# First Time posting. Not my work



## affordabledrain (Nov 24, 2009)

Got these pictures emailed to me a few weeks ago.

How many codes can a person violate in one bathroom?
http://www.insuredservices.net/Bathrooms.html


----------



## service guy (Jun 26, 2008)

WTF is there a ****ter in the shower for?:blink::no:


----------



## Plumbworker (Oct 23, 2008)

my oh my :laughing:


----------



## UnclogNH (Mar 28, 2009)

Plumbworker said:


> my oh my :laughing:


Is there a mirror in there?? $hit shower and shave all at once. :laughing:


----------



## Airgap (Dec 18, 2008)

UnclogNH said:


> Is there a mirror in there?? $hit shower and shave all at once. :laughing:


 YOU STOLE MY POST


----------



## ILPlumber (Jun 17, 2008)

That would actually be very useful for after those long nights of too many shots.

It's like a big kicka$$ bidet.


----------



## SlickRick (Sep 3, 2009)

One stop shop for those on the fast track.

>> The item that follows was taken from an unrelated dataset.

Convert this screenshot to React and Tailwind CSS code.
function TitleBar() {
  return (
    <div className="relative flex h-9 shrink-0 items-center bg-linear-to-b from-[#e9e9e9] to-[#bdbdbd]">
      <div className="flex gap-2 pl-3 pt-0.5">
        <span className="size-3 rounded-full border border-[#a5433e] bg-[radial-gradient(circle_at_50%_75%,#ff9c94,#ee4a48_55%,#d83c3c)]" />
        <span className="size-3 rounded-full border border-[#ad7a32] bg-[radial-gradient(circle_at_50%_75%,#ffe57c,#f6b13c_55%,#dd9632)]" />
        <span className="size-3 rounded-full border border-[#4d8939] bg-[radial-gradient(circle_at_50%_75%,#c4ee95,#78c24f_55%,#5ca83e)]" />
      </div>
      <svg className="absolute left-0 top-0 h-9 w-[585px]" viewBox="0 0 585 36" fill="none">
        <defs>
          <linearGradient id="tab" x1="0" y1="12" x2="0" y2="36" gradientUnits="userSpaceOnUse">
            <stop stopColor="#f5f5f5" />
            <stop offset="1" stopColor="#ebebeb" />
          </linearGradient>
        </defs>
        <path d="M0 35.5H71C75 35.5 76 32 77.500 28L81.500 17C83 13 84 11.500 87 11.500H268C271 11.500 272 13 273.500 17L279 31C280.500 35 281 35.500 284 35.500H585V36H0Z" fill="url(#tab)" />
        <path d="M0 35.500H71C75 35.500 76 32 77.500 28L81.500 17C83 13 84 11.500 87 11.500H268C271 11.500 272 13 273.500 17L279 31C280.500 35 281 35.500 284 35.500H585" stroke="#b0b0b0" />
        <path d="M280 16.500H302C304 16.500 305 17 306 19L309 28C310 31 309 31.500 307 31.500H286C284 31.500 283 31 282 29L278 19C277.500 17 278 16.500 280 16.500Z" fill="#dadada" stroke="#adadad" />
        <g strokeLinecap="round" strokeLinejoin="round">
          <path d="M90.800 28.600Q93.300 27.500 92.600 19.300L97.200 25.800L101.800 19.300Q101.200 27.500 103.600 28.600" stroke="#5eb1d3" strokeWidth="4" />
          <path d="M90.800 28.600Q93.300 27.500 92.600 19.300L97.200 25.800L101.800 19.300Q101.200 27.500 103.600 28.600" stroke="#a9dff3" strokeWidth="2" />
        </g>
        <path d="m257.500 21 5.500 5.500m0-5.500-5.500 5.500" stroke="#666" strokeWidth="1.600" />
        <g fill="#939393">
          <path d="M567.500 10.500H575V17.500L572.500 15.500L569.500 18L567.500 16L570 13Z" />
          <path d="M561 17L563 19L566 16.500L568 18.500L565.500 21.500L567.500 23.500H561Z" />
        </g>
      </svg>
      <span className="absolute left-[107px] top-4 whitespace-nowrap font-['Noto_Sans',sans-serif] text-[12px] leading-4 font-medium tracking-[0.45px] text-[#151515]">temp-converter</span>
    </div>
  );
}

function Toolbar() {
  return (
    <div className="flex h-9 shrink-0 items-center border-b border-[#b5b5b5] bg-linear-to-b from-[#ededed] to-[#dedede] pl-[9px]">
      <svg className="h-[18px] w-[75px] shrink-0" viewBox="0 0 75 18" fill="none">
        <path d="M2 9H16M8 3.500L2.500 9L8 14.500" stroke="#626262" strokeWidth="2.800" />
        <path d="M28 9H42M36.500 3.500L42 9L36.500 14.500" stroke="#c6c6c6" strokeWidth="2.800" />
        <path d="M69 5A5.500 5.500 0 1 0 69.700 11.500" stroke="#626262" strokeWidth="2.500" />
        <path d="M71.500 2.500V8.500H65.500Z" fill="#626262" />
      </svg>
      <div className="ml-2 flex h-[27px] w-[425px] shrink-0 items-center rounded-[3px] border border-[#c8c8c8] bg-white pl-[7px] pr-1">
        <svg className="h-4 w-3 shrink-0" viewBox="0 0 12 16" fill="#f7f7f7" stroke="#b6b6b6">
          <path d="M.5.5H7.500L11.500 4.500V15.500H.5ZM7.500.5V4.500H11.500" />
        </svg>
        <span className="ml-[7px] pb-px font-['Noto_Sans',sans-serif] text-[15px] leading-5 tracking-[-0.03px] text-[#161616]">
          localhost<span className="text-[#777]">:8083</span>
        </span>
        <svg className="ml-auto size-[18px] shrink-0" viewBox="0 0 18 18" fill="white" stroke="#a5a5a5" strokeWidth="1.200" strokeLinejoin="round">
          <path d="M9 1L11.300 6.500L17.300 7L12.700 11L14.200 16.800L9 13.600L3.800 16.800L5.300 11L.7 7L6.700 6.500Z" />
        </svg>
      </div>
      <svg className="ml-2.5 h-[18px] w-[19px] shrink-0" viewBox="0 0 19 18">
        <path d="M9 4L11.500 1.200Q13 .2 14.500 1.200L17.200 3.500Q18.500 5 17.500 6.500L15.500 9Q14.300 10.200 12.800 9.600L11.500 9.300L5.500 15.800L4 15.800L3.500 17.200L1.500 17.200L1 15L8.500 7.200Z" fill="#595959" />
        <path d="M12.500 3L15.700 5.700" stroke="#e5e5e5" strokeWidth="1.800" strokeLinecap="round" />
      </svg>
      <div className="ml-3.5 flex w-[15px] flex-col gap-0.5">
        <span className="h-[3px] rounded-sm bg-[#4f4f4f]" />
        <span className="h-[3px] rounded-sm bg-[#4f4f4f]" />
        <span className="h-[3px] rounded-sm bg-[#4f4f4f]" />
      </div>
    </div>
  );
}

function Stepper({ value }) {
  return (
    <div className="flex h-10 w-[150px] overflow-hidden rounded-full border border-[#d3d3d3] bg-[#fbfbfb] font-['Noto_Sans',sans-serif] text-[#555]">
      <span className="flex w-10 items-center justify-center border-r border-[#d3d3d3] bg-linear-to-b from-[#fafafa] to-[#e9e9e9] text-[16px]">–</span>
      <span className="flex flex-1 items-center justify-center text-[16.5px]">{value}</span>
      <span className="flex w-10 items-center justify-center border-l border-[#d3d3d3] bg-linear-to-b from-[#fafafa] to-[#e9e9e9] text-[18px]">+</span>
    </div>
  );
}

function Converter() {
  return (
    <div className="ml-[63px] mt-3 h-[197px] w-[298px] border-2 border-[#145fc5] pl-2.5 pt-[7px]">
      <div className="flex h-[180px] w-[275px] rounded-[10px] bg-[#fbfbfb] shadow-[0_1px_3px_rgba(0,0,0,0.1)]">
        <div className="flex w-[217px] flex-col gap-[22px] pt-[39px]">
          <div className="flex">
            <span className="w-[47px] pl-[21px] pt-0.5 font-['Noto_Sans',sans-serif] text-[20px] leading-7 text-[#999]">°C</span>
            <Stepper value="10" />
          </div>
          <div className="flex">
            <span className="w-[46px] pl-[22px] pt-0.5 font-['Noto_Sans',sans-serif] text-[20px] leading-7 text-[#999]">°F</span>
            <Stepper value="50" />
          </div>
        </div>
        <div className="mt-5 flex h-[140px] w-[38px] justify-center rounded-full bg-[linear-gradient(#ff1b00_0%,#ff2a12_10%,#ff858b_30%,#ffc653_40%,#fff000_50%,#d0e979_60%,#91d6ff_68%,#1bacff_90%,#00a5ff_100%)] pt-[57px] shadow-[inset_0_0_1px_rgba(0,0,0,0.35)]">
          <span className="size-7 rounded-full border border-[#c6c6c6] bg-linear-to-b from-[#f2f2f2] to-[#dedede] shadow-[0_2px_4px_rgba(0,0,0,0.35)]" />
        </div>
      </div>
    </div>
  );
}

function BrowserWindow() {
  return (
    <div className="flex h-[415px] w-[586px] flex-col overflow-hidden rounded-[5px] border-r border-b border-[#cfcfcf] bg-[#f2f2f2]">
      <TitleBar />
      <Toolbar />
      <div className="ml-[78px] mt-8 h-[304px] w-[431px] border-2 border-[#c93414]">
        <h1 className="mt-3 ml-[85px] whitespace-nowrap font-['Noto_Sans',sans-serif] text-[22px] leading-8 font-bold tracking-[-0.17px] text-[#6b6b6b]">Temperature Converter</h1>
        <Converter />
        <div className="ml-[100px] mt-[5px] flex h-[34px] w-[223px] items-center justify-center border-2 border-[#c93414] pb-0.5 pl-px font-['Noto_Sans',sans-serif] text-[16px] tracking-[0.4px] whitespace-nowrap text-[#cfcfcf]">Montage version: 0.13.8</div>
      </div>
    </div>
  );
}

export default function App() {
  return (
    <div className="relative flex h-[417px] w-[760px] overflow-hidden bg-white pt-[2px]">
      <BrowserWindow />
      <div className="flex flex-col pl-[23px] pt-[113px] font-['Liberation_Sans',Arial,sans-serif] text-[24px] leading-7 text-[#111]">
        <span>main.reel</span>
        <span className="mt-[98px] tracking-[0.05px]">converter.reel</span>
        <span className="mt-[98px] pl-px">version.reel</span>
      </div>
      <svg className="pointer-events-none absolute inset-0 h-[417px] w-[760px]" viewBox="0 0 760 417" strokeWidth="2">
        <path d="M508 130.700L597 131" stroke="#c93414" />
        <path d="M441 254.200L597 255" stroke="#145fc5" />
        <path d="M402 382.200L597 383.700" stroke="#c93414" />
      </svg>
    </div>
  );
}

I need that set up..:thumbsup:


----------



## 1703 (Jul 21, 2009)

Just when I thought I had seen it all.... BAM!

a toilet in a shower.


There was a time in my youth when that would have came in handy.

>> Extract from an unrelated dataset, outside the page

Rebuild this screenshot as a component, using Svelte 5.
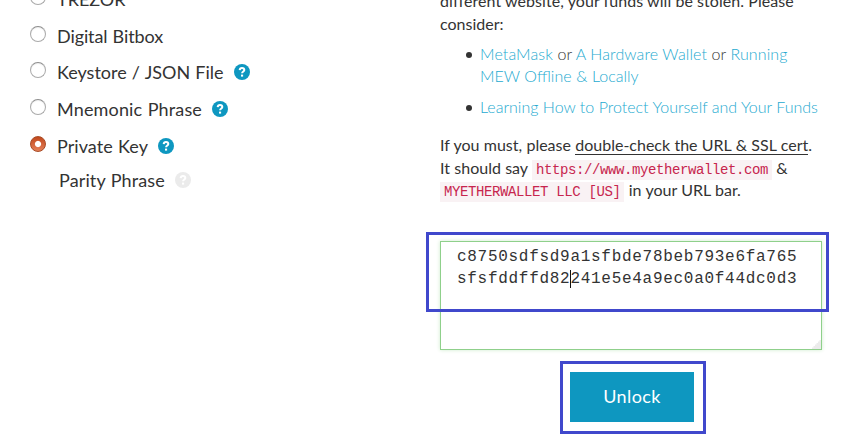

Although some of those nights I might of crapped in the shower and bathed in the toilet.


----------



## spudwrench (Sep 15, 2009)

Where can I get one of those translucent green seats! Whooo!


----------



## Tankless (Jun 12, 2008)

That actually looks pretty inviting!!


----------



## RealLivePlumber (Jun 22, 2008)

As dumb as it is, I think I kinda like it. But, you could NEVER make it watertite. 

However, look at some of the other pix from the site. Are they proud of this stuff? (The dude is all sweaty and all. The workmanship isnt very good looking either!)

That shower is a GUARANTEED LEAKER!!!:yes:


----------



## Redwood (Sep 8, 2008)

Well I've got to say I have never seen one of those before...:laughing:


----------



## Tankless (Jun 12, 2008)

We should have a hall of shame sticky for ones like these. How can someone do that on purpose?


----------



## LEAD INGOT (Jul 15, 2009)

Tankless said:


> We should have a hall of shame sticky for ones like these. How can someone do that on purpose?


 Tankless, I feel the shame.... But I still want one.


----------



## smellslike$tome (Jun 16, 2008)

I can't believe I'm seeing this. I swear this afternoon on my way home I was talking to my buddy about this same sort of set up. It went like this:

my friend: "Well I did something today that I never did before"

me: "oh yeah, what"

him: "I'm working on a remodel and the ho wanted a shower valve with a wall ell and a hand shower on the wall adjacent to the toilet"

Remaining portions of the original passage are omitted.